Fast forward to 4:30am, after 20 or so ounces of Canadian Club, to me sitting in a hotel room with kids in Whistler, doing what kids in Whistler do. And the superspeed conversations that followed were disturbing ones. Pro-Olympics. Post-everything else.
But before I got to feeling too apathetic, I remember that there are some people in Vancouver who actually do care- the dying breed that they may be. A population that believes the Gateway Project (which proposes twinning the Port Mann bridge and swapping Vancouver's jammed-tight highways with jammed-tight superhighways that will inevitably dump pollution and chaos into the city's culturally blossoming east end) is not a "done deal." They are ready to talk to you about it.

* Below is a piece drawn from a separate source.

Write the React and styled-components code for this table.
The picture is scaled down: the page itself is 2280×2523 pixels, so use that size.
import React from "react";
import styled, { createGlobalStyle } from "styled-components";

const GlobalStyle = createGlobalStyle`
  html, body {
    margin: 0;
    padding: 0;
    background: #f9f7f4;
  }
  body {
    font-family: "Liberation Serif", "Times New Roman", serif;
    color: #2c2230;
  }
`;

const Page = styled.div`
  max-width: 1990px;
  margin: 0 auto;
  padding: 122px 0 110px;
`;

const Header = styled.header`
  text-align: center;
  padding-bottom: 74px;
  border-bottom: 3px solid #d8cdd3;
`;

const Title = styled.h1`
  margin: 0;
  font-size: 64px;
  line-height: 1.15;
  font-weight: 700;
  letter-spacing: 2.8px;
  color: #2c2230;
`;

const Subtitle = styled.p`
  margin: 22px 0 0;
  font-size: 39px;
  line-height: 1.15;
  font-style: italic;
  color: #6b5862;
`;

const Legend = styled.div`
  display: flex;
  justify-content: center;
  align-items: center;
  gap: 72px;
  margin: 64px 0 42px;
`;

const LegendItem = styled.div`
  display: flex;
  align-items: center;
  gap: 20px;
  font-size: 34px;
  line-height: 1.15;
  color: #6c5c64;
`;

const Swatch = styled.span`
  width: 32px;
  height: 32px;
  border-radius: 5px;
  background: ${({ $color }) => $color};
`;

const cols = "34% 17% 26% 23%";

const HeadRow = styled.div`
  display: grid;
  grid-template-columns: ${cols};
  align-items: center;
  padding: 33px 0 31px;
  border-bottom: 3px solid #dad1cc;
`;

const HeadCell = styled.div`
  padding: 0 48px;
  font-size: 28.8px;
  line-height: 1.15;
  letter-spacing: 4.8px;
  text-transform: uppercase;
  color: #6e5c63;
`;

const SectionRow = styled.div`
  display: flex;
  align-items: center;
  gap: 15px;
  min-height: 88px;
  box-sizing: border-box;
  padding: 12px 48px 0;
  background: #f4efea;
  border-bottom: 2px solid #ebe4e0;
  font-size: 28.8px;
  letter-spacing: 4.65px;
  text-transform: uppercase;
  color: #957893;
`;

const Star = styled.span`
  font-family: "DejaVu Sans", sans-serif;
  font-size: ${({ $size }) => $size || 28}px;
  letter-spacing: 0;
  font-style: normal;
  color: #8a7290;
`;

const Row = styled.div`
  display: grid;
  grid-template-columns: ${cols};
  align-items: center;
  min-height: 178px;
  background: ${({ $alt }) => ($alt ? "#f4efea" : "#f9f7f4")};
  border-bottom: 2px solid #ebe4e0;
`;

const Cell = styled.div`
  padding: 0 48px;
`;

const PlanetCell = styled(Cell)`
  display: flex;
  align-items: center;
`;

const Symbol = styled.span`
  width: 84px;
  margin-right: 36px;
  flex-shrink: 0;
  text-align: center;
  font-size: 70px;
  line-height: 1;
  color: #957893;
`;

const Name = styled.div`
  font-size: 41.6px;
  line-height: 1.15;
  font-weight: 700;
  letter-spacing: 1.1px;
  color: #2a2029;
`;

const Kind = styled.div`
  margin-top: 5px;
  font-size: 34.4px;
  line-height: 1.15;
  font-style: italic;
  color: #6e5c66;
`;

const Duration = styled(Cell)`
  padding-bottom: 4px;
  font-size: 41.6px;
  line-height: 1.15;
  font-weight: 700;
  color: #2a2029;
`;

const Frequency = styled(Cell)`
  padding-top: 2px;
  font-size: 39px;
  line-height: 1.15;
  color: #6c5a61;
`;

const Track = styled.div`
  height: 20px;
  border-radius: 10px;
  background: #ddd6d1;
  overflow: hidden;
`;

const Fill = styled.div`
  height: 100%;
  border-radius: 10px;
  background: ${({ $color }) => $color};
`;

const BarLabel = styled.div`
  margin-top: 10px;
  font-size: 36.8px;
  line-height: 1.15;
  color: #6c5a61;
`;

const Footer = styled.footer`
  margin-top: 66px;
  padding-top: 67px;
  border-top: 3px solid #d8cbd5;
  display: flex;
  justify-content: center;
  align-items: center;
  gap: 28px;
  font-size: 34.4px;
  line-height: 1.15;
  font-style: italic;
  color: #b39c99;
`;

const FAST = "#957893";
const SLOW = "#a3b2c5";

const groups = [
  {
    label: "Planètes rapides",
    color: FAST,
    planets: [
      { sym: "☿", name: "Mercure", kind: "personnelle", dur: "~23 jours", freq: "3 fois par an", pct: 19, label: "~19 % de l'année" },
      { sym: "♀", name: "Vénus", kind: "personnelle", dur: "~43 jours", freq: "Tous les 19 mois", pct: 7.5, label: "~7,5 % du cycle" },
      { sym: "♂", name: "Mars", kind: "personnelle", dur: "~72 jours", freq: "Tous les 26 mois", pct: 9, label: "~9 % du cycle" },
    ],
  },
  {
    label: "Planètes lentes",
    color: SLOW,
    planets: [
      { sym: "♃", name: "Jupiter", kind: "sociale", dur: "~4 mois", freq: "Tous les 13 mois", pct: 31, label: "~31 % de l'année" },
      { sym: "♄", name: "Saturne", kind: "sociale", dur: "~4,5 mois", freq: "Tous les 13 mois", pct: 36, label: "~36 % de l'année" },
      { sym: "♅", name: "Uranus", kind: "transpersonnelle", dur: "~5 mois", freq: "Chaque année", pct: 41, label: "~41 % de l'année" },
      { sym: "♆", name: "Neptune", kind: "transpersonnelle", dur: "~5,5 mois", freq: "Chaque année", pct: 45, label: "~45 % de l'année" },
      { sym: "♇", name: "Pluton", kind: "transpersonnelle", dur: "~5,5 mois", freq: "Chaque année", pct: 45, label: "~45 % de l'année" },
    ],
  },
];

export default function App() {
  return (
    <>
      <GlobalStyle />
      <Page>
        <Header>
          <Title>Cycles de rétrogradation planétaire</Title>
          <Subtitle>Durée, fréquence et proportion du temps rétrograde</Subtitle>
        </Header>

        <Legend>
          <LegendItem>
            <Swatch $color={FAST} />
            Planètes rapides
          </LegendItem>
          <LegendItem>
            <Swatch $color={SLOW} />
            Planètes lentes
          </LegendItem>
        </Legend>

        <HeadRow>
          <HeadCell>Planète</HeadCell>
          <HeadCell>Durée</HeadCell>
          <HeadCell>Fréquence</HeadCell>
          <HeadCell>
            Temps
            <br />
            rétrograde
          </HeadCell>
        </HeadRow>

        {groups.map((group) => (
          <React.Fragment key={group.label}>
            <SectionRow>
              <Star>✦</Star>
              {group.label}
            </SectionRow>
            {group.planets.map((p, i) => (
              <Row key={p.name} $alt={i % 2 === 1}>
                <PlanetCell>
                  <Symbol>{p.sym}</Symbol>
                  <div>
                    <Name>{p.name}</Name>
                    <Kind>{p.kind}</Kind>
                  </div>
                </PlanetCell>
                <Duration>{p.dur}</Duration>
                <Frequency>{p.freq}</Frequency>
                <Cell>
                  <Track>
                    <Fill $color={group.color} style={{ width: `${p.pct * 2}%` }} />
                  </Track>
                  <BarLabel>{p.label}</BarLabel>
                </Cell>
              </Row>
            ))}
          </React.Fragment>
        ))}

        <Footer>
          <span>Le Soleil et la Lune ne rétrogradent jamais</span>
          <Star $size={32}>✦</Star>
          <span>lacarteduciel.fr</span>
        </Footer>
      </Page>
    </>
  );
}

The Grandview-Woodlands Area Council is providing a forum entitled "Beyond Gateway: Climate Change and Real Alternatives to Highway Expansion" today from 1-3pm in East Van. Discussion is sure to debate the project's alleged benefits to the city's transportation and traffic problems, issues surrounding international trade, why new transit is going to the airport, and what we as citizens need to know before we allow anymore dicking around with our streets and avenues.
For many, the question is not whether to drive, but what to drive. My generation loves status and money and growth. But we are not Los Angeles. Nor Houston. Nor Calgary. Vancouver is not designed for this expansion: there are mountains in the way. We should relish in the fact that we can still clearly see them.
East Van Forum: Beyond Gateway
Saturday, April 28
1-3pm
The Wise Hall, 1882 Adanac
Free!
Photo by flickr user teosylvania







Thanks for this Brynna.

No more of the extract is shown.